Most users of Haxl will want to define a Haxl type instantiating the GenHaxl type, something like this:

type Haxl a = GenHaxl () a

The point of the GenHaxl type is that you can pass some application-specific data through the computation and to the data sources by instantiating the first paramter (here just ()) with your own type.

In the file TestFB.hs you can find a simple example program that uses this data source. The main function looks like this:

main :: IO ()
main = do
  (creds, access_token) <- getCredentials
  facebookState <- initGlobalState 10 creds access_token
  env <- initEnv (stateSet facebookState stateEmpty) ()
  r <- runHaxl env $ do
    likes <- getObject "me/likes"
    mapM getObject (likeIds likes) -- these happen concurrently
  print r

Once we have some credentials (obtained from the environment), we initialize the Facebook data source with a maximum of 10 threads, and then call initEnv to initialize Haxl's Env: think of this as the container for Haxl's cache, amongst other things. Each time we create an Env with initEnv, it has an empty cache.
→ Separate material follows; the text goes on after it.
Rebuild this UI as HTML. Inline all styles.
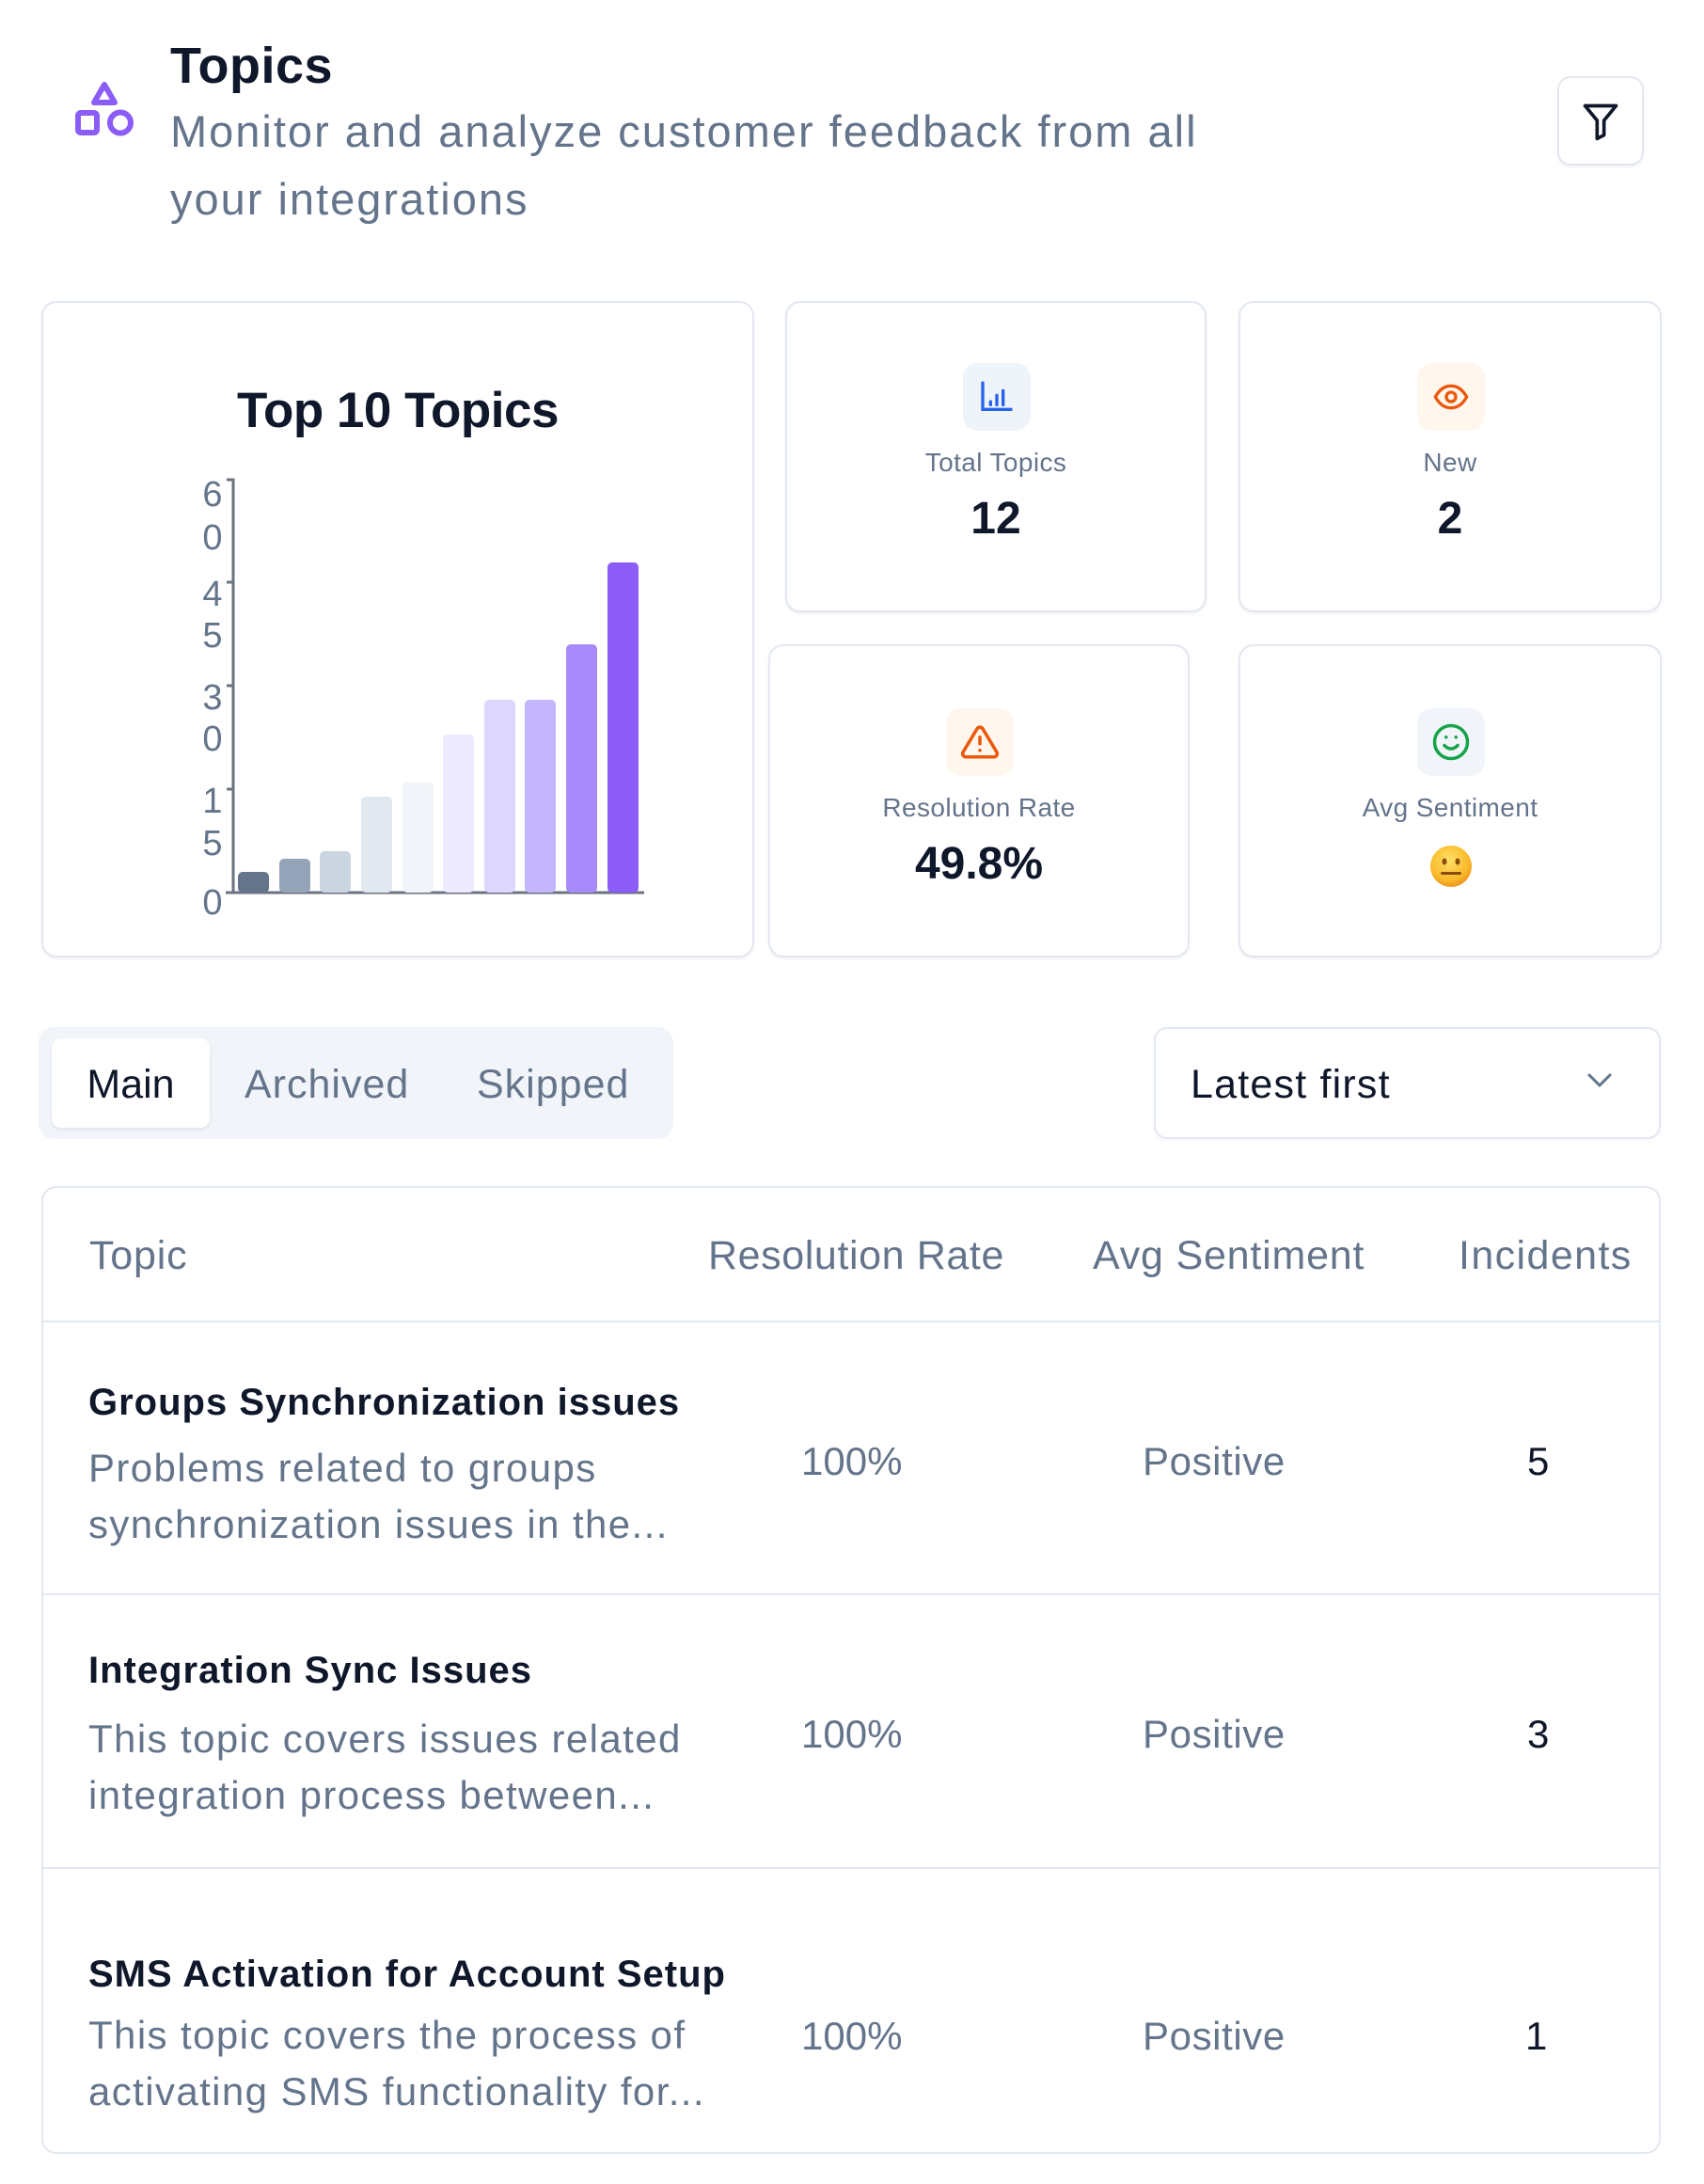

Then we call runHaxl, passing the Env. Inside runHaxl we do two fetches: first getObject "me/likes" which fetches the set of pages liked by the user identified by the access token. Then, we fetch the objects associated with each of those pages. This will result in two round of fetches: one fetch in the first round, and then N fetches in the second round, where N is the number of pages we need to fetch. The fetches in the second round will be performed concurrently, using at most 10 threads. Note that the mapM function is imported from Haxl.Prelude.